On Film

Narrating genocide through film is one of the most widely distributed forms of acculturated communication on the subject around the globe.  Cinematic representational genres, from epic historical depictions, intimate memoirs, drama, comedy, musicals to innovative mixed-media creations all struggle to contain and convey the mammoth historical overlays and contemporary interpretations of the unfathomable reality and tragic legacies of mass violence.  Yet film and its industry undeniably, has popularized genocide awareness more influentially than any other creative medium of expression.  This section will outline resources that address the confluence of  foundational and current issues in the examination, comparison and challenges within the field of filmography, and genocide scholarship .                    

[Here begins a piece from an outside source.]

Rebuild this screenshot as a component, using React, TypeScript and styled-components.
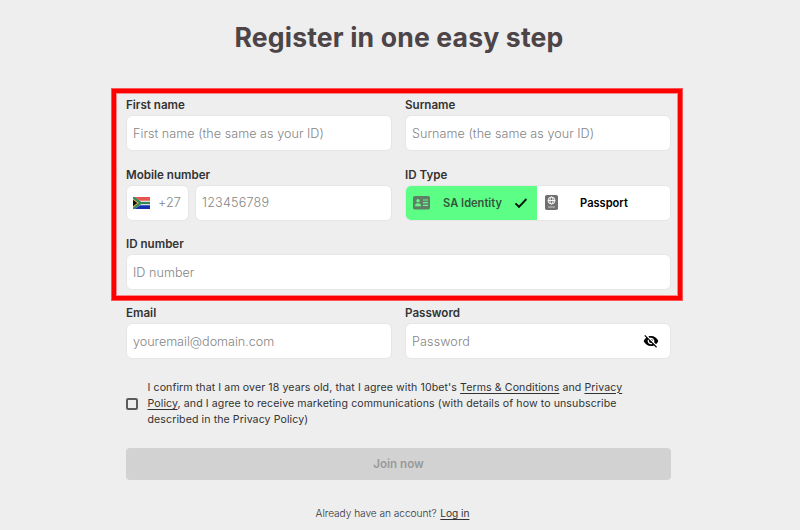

Film and Genocide:  Written in 2012 this seminal volume explores the relationship between film and genocide and “brings together scholars of film and of genocide to discuss film representations, both fictional and documentary, of the Holocaust, the Armenian genocide, and genocides in Chile, Australia, Rwanda, and the United States. This volume looks at issues such as realism versus fiction and the challenges of the film industry to make violence “palatable to spectators and distributors”. The work is essential reading in understanding how film have constructed, shaped, countered or re-framed traumatic memory. 

The History of Genocide in Cinema: Atrocities on Screen:   This  2016 volume “analyzes fictional and semi-fictional portrayals of genocide, focusing on, amongst others, the repression of indigenous populations in Australia, the genocide of Native Americans in the 19th century, the Herero genocide, Armenia, the Holodomor (Stalin’s policy of starvation in Ukraine), the Nazi Holocaust, Nanjing and Darfur. Comprehensive and unique in its focus on fiction films, as opposed to documentaries, The History of Genocide in Cinema is an essential resource for students and researchers in the fields of cultural history, holocaust studies and the history of film”.  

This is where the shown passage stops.